World leaders urged to boost renewable energy capacity by at least 3 times
A joint open letter to world leaders written by the businesses and organizations in charge of the majority of global renewable energy deployment calls for tripling the objective for renewable energy capacity to 11,000 GW by 2030.
According to the Global Renewables Alliance, a collective voice for renewable energy, these businesses and organizations come from all six inhabited continents and collectively have a market value of more than $12 trillion.
When world leaders assemble for the United Nations Climate Change Conference (COP28), which will take place in New York from November 30 to December 12, this year, the global multi-stakeholder coalition will emphasize the urgency of action on the energy transition required from them.

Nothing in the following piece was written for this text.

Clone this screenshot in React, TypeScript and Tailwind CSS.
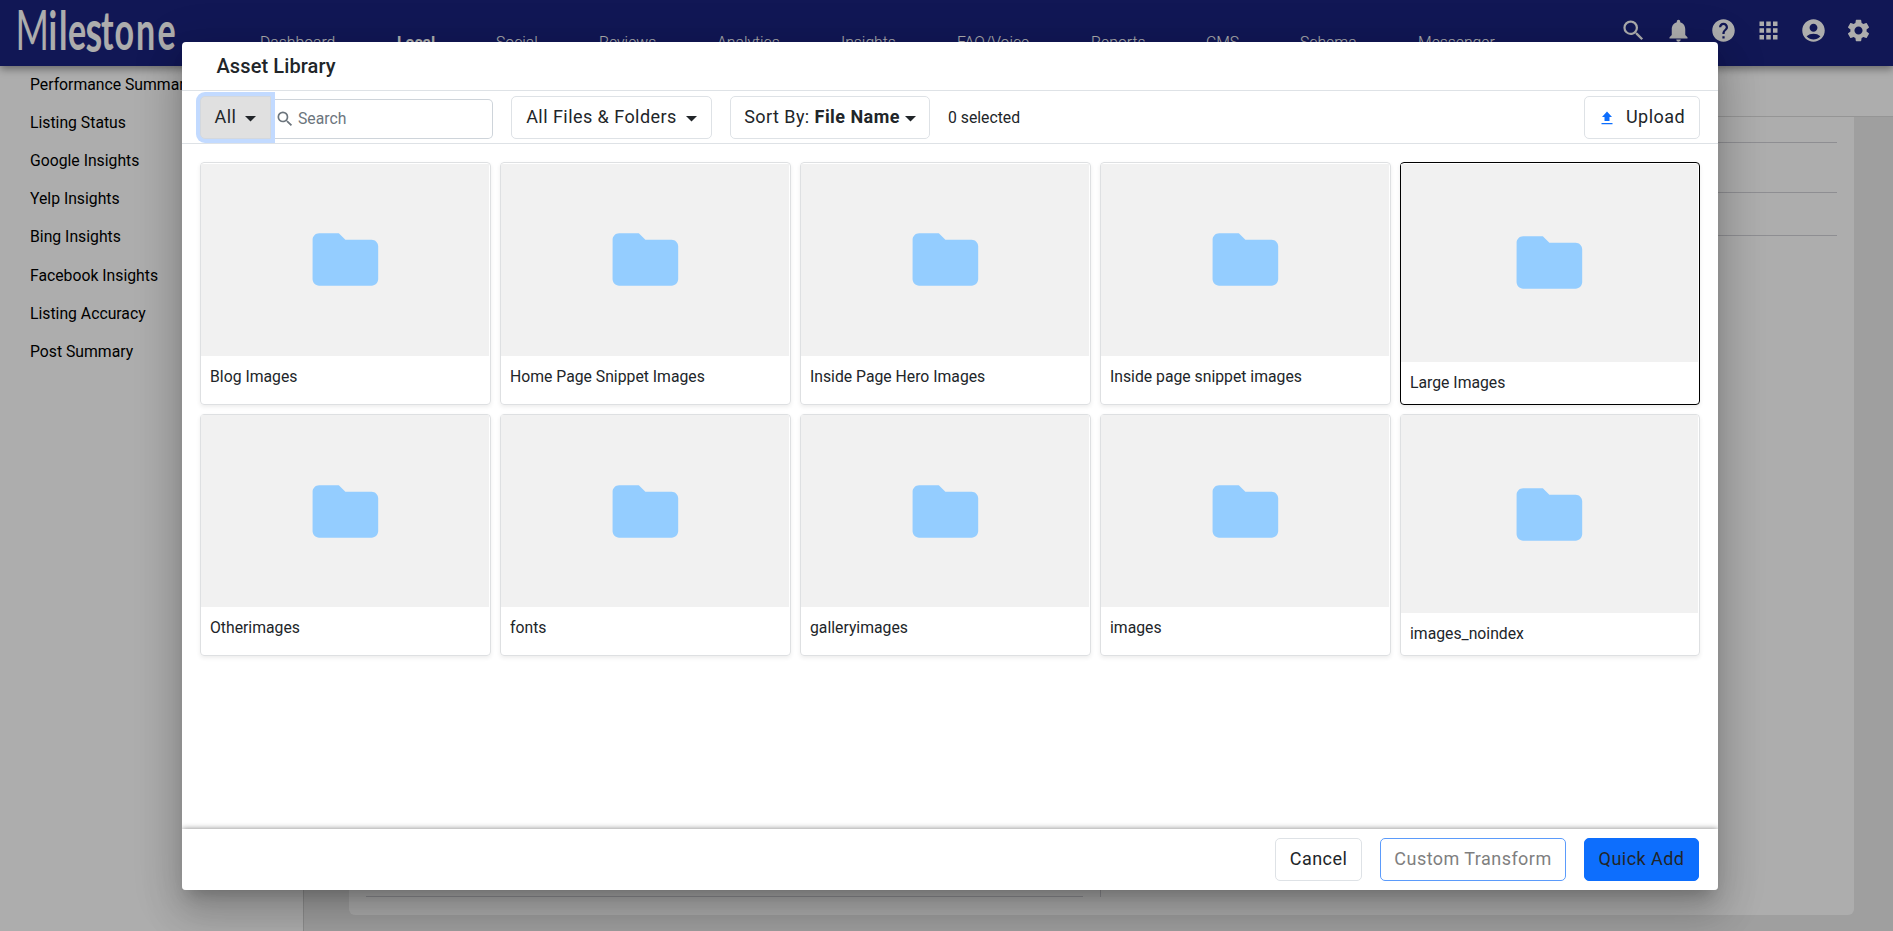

“While there has been progress at the recent G20 summit in New Delhi, actions speak louder than ambition. The renewables industry is ready, willing, and able to step up but we need policymakers to take urgent action to deliver on the goals of the Paris Agreement,” Bruce Douglas, chief executive officer of the Global Renewables Alliance was quoted as saying in the statement.
“We must achieve a crucial breakthrough at COP28 by agreeing on a global renewables target of at least 11,000 GW by 2030, and start implementing the key enablers like accelerated permitting for projects, investment in grids and sustainable supply chains,” he said.
A wide range of energy sector stakeholders, including international governmental organizations, producers, consumers, supply chain participants, members of civil society, environmental organizations, and young people, have issued the appeal for action. Africa, South America, and the Asia-Pacific are home to about half of the signatories.
The threefold increase in global renewable energy capacity by 2030 and the crucial opportunity given by COP28 for world leaders to translate aspirations into real action to keep global warming to 1.5°C bind them together.
The Global Energy Transitions Outlook 2023, published by the International Renewable Energy Agency states that in order to keep global warming to 1.5°C this decade, a swift course correction is required.
To achieve the rapid deployment of wind, solar, hydropower, geothermal, and other forms of renewable energy, which will lay the groundwork for technologies like green hydrogen and long-duration energy storage to scale up beyond 2030, approximately $4 trillion of annual investment in transition technologies would be required, according to the media statement.